**STATED GOAL:**
Looking through the listing, how many of its lines hold the word "components"? Answer with only the number.

[start AVAILABLE DATA]

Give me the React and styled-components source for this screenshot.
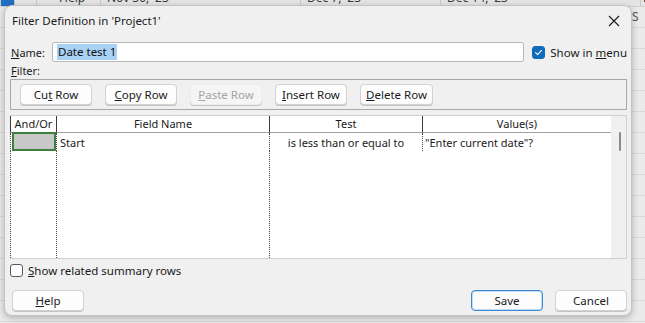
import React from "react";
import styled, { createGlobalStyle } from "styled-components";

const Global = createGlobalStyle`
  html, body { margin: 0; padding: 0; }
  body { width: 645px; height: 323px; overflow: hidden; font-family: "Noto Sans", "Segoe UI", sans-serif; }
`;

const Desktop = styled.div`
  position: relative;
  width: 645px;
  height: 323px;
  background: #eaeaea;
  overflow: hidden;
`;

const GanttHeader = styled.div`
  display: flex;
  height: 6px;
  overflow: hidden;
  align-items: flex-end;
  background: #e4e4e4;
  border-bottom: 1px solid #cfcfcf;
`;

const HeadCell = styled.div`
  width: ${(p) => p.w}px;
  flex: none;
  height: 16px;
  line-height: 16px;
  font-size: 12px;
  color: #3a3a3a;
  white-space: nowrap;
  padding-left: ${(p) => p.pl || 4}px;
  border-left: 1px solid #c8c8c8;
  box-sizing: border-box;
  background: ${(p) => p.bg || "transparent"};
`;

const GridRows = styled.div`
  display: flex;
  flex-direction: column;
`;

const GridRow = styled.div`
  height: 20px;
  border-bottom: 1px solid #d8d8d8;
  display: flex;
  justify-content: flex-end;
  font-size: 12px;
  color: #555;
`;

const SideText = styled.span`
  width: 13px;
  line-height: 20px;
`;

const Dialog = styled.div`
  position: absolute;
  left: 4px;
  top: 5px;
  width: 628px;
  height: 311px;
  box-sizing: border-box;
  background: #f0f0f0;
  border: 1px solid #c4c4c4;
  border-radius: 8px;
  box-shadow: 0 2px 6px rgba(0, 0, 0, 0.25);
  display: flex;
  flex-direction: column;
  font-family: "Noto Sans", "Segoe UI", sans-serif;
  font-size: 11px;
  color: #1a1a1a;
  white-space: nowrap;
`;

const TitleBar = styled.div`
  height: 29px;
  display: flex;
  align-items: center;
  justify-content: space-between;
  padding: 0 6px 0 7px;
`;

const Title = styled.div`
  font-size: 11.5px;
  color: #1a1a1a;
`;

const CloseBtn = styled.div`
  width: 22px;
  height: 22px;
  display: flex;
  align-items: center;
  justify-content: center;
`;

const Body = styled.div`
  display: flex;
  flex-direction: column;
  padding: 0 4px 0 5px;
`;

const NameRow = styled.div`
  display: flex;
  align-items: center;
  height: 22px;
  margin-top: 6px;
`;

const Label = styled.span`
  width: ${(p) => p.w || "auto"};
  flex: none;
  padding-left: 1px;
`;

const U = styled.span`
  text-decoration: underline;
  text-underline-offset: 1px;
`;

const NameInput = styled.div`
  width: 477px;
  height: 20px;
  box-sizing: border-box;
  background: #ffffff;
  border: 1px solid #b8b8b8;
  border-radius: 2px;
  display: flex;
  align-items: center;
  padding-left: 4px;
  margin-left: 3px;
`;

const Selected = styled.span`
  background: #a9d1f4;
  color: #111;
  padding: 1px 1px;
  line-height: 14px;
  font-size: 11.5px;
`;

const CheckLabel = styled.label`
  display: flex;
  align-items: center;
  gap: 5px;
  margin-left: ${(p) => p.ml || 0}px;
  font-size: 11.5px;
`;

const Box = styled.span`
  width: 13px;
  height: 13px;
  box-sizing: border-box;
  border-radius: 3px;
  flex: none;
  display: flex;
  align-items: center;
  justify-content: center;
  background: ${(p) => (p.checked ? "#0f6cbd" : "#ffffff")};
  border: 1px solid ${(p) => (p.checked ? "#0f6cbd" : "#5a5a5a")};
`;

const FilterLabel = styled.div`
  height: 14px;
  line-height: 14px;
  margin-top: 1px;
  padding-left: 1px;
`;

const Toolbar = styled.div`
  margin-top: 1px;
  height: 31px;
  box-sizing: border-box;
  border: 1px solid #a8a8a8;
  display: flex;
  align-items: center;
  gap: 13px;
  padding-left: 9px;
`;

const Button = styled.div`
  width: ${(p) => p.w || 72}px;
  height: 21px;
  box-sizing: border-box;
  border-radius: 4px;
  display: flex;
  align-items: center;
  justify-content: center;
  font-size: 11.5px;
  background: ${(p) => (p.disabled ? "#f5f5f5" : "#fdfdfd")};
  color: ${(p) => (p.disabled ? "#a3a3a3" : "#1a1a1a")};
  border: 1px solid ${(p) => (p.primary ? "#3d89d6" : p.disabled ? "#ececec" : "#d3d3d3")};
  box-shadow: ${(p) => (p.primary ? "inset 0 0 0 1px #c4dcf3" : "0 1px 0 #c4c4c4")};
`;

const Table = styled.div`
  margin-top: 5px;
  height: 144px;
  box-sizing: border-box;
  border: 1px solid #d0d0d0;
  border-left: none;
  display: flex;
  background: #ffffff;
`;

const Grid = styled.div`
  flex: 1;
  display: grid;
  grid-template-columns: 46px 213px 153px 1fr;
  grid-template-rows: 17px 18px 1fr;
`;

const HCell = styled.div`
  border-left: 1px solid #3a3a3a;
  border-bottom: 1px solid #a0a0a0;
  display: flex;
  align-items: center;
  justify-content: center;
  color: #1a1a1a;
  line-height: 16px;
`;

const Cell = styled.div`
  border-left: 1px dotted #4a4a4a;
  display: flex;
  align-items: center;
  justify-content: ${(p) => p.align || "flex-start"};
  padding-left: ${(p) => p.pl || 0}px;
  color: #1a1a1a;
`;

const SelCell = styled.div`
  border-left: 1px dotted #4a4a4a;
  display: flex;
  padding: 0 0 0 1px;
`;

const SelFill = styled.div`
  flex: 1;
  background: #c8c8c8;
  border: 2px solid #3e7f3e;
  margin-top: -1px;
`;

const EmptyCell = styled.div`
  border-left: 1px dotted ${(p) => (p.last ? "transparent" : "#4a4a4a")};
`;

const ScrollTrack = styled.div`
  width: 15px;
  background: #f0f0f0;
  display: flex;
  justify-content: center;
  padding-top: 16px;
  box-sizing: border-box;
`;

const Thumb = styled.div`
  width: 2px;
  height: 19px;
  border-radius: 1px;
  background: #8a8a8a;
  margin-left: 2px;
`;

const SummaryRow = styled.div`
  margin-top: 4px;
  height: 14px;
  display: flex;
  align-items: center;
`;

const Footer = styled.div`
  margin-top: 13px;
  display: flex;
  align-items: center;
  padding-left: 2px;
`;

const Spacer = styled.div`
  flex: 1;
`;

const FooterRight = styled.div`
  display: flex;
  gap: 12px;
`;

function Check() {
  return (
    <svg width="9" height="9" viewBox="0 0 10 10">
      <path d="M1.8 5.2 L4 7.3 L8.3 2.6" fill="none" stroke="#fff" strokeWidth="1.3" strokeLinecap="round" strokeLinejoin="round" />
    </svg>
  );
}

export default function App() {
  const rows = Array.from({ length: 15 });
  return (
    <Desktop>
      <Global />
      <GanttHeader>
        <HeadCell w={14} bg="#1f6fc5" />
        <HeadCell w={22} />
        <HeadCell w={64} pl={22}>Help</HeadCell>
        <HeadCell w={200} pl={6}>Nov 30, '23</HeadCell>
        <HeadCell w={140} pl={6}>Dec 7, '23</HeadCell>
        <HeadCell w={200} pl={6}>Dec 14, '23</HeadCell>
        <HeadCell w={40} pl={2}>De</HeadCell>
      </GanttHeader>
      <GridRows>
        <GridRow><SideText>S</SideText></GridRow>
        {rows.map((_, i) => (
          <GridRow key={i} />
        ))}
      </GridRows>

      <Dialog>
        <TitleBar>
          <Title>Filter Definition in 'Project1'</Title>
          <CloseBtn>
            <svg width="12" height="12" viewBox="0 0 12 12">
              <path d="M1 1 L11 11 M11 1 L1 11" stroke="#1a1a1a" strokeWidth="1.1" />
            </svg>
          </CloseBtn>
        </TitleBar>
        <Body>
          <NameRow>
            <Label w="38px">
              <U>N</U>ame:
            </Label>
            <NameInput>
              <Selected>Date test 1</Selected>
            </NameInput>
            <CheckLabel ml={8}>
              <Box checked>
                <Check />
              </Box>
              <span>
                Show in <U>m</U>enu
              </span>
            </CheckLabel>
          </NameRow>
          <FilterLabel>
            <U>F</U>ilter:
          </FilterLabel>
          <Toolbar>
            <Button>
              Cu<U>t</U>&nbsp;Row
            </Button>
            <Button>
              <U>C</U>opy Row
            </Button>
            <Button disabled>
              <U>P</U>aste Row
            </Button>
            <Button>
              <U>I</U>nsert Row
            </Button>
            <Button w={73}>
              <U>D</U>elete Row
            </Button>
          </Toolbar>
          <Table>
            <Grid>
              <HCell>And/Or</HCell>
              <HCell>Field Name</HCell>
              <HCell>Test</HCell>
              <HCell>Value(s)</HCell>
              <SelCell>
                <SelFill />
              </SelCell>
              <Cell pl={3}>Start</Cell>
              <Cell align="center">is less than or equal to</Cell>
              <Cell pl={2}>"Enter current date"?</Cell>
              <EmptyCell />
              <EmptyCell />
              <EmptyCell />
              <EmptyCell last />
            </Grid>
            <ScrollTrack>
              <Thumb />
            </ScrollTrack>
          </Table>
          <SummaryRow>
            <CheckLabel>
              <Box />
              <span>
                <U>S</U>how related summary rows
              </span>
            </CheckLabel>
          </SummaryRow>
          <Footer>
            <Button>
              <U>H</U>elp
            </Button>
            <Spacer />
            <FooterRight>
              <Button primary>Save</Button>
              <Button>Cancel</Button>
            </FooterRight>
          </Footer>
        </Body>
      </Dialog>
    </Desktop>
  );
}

[end AVAILABLE DATA]

**CORRECT ANSWER:**
2